We can use businesses’
usual relationships with lenders to get the money out. Our banking system is
used to dealing with small and medium-sized businesses. Administratively, I
think it’s easier than some of the alternatives people have in mind.

The airline industry has gotten the most attention for wanting a
bailout. They wanted loans and actual cash grants. How’s what you’ve described
different from a bailout?

The industry-specific
programs now circulating on the Hill and in the White House are very focused on
politically connected, heavily regulated industries that are more accustomed to
asking for support. I don’t think they should get special treatment.

Instead, our plan is open to all industries. But you could still adjust and make things a little more sector-specific in some ways. For instance, while you want to make up for revenue loss, you don’t want to let people just cut their variable inputs and run a larger profit than they did last year while they’re in the program. So you could allow industries that have been forcibly shut down to run a larger relative profit than firms that were not forcibly shut down.

Based on that underlying
logic, I’m more comfortable with distinguishing between industries. But not on
how politically connected certain industries are. Obviously, a lot of members
of Congress fly constantly. So the airline industry probably looms larger for
them than it really should.

What about putting conditions on aid? I know Elizabeth
Warren 
would put limits on executive compensation buybacks, put workers
on the boards, and enact a higher minimum wage. I’m sure other politicians have
other strings they would like to attach.

I understand people
would like to attach their favorite policy to any emergency package. But I
don’t think that’s a great idea. The conditionality in our proposal is simply
that a firm should keep up a payroll and not shift payments to directly
connected third parties. I think those kinds of restrictions are reasonable.

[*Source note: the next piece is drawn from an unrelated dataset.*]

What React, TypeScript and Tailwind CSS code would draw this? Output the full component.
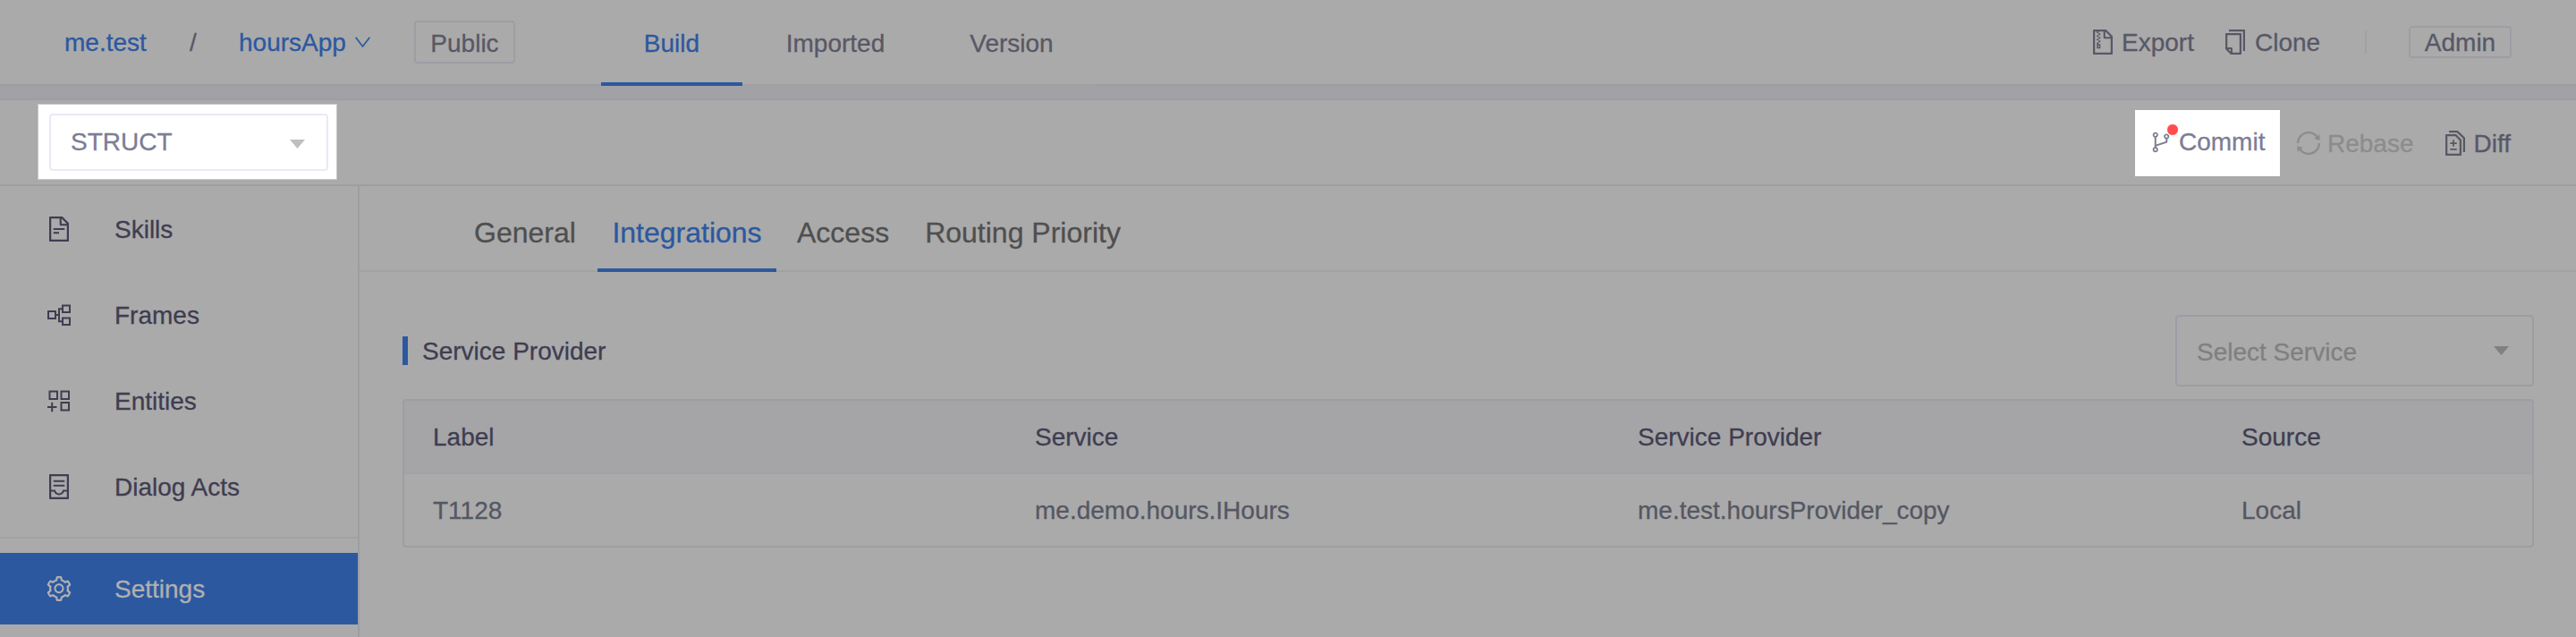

I wouldn’t directly try to attach other kinds of detailed conditions, especially because it’s very important to act quickly. We’re going to see massive employment losses very soon. We’ve known now for about two months that this was going to be a big problem, and the federal government just hasn’t really done anything yet. I’m concerned that the more detailed you try to make these plans, the more delays you’ll get.

What is the one thing that you would like American policymakers to
keep in mind as they figure out what to do next?

All of these economic
solutions aside, what’s very important is that we solve the public health crisis.

It’s been months now.
We’ve produced zero additional ventilators compared to what we normally would
have. Testing levels are very limited, even though weeks ago the executive
branch promised that would be completely up and running.

We had a press conference at the White House, where simple questions like “Where are the tests?” and “How many ventilators are there?” could not be answered by the president, the vice president, or the head of the coronavirus task force. That’s worrisome.

The longer the crisis goes on, the harder it will be to maintain these super-expensive, super-comprehensive economic programs. We can do this for a few months, but obviously we can’t prop up 25 percent of the companies in the economy for five years.